虽然不敢相信,温以芩还是惊叹与小饭的感应。
门外,顾沉舟有些踟蹰,手抬了抬又放下,似乎还没有做好敲门的准备。
门内,温以芩一样纠结,可终究还是咬了咬牙把门打开。
有些事总归是要当面说清楚的,她受不了不明不白的结束。
顾沉舟往后撤了一步,藏起眼中愕然,“要出门吗?”
温以芩对这伪装的淡定深恶痛绝,这个时候了,他还要维持什么?
她就这么默然站在门边,眼中的疏离让顾沉舟很陌生,“为什么搬回这里了?”
“那边我很快会退租,谢谢你以那么低的租金让我住了一个月。”
顾沉舟的手尴尬地扯了扯领口,“你都知道了。”
“当初中介说好要租就租一年,不然要收违约金,到时候我也会跟他算清楚,既然租房的时候你没有出面,退房你也不要参与。”
“屋里的东西我都留在那里,算是补偿一部分租金。”
温以芩很清楚,他肯定是不肯收违约金的,但既然决定撇清那就要彻底算清楚。
顾沉舟越听脸色越难看,终于忍不住开口,“我们就站在这里说吗?”
“不然呢?”
连家门也不让自己进了?
顾沉舟脸上的沉峻和耐心渐渐消失,“我今晚过来,是想要和你好好沟通,我们能不能心平气和地谈一谈?”

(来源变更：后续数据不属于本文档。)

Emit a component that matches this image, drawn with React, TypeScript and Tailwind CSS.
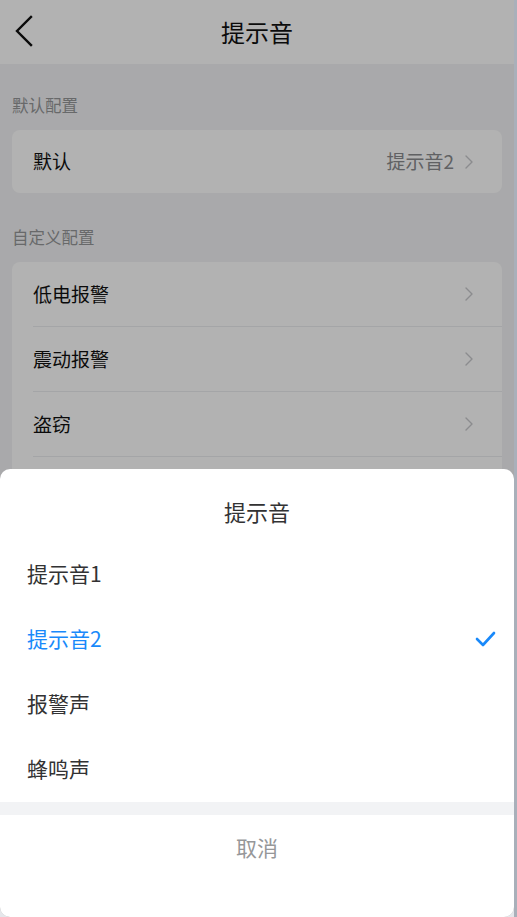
import React from 'react';

const FONT = { fontFamily: '"Noto Sans CJK SC", "Noto Sans", sans-serif' };

const Chevron: React.FC = () => (
  <svg width="10" height="16" viewBox="0 0 10 16" className="shrink-0">
    <path d="M2 2l6 6-6 6" fill="none" stroke="#c8c9cc" strokeWidth="1.4" strokeLinecap="round" strokeLinejoin="round" />
  </svg>
);

const CUSTOM = ['低电报警', '震动报警', '盗窃', '离线报警'];
const OPTIONS = ['提示音1', '提示音2', '报警声', '蜂鸣声'];

export default function App() {
  return (
    <div className="relative flex w-[517px] h-[917px] overflow-hidden bg-[#e5e7eb]" style={FONT}>
      {/* Page behind the sheet */}
      <div className="relative w-[514px] h-full bg-[#f2f3f5] rounded-b-[10px] overflow-hidden">
        <header className="relative flex items-center justify-center h-[64px] bg-white">
          <svg className="absolute left-[14px] top-[15px]" width="22" height="32" viewBox="0 0 22 32">
            <path d="M17 2L3 16l14 14" fill="none" stroke="#111" strokeWidth="2.4" strokeLinecap="square" />
          </svg>
          <h1 className="text-[24px] leading-8 text-[#111]">提示音</h1>
        </header>

        <div className="px-3">
          <p className="pt-[29px] mb-[13px] text-[16.5px] leading-6 text-[#969799]">默认配置</p>
          <div className="flex items-center justify-between h-[63px] pl-[21px] pr-[28px] bg-white rounded-lg">
            <span className="text-[19px] text-[#111]">默认</span>
            <div className="flex items-center gap-[10px]">
              <span className="text-[19px] text-[#8a8b8e]">提示音2</span>
              <Chevron />
            </div>
          </div>

          <p className="pt-8 mb-[13px] text-[16.5px] leading-6 text-[#969799]">自定义配置</p>
          <div className="bg-white rounded-lg">
            {CUSTOM.map((name) => (
              <div key={name} className="pl-[21px]">
                <div className="flex items-center justify-between h-[65px] pr-[28px] border-b border-[#ebedf0]">
                  <span className="text-[19px] text-[#111]">{name}</span>
                  <Chevron />
                </div>
              </div>
            ))}
          </div>
        </div>

        {/* Dim overlay */}
        <div className="absolute inset-0 bg-black/30" />

        {/* Action sheet */}
        <div className="absolute left-0 right-0 bottom-0 h-[448px] bg-white rounded-t-[10px] flex flex-col">
          <div className="pt-[28px] pb-4 text-center text-[22px] leading-7 text-[#323233]">提示音</div>
          {OPTIONS.map((opt) => {
            const active = opt === '提示音2';
            return (
              <div key={opt} className="flex items-center justify-between h-[65px] pl-[27px] pr-[18px]">
                <span className={active ? 'text-[21px] text-[#1989fa]' : 'text-[21px] text-[#323233]'}>{opt}</span>
                {active && (
                  <svg width="22" height="18" viewBox="0 0 22 18">
                    <path d="M3 9l6 6L20 3" fill="none" stroke="#1989fa" strokeWidth="2.6" strokeLinecap="round" strokeLinejoin="round" />
                  </svg>
                )}
              </div>
            );
          })}
          <div className="h-[13px] mt-[1px] bg-[#f2f3f5]" />
          <div className="flex items-center justify-center h-[65px] text-[21px] text-[#969799]">取消</div>
        </div>
      </div>
      <div className="flex-1 bg-[#a9b0ba]" />
    </div>
  );
}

“如果我们确实有过往,那还可以谈,”温以芩抱臂看着他,“可惜,顾董,我们只有主顾关系,我不认为这有什么可谈的。”
“或许你和关幼晴一样,需要别人照顾你们的情绪,但是很抱歉,我现在照顾不了任何人的情绪,因为我也很烦。”
她的口气和眼底的不耐烦非常一致,没有半点伪装的成分,顾沉舟的心渐渐沉了下去。
“我不需要你照顾我的情绪,我们之间的事也没必要提及关幼晴,我不知道是不是医院的事让你和浩然有误会——”
“没有误会。”
温以芩当即打断,害怕听到更讽刺的解释,而让这段关系结束地更加不堪。
“我只是不想再受雇于你,这有什么问题吗?”她挑了挑眉,索性拿出温立明那种泼赖的气势,“当初我们也没签过协议,没说过时长吧?”
“以芩,如果你要说气话就大可不必,”顾沉舟眼中的燥气呼之欲出,但还是被理智压制,“我们都不是幼稚的小孩子,有什么完全可以当面说清楚。”
说清楚?
可自己给他信息的时候,为什么他不能跟自己说清楚?
“我说的还不够清楚吗,顾董?”
温以芩嘴角渐渐嘲讽,“我说我们之间的游戏结束了,如果你还想玩麻烦去找别人。”
顾沉舟眸光陡然冷沉。
“你觉得这么久以来我们只是在游戏?对你而言,我也只是一个游戏角色?”
那目光让温以芩心尖微微战栗,像利刃又想寒冰,让人无法直视也不敢靠近,她还从未见过这样犀利的顾沉舟。
可错的一方难道是自己吗?
明明信息里说的非常明了,可他选择沉默,现在又找上门来说这些有的没的。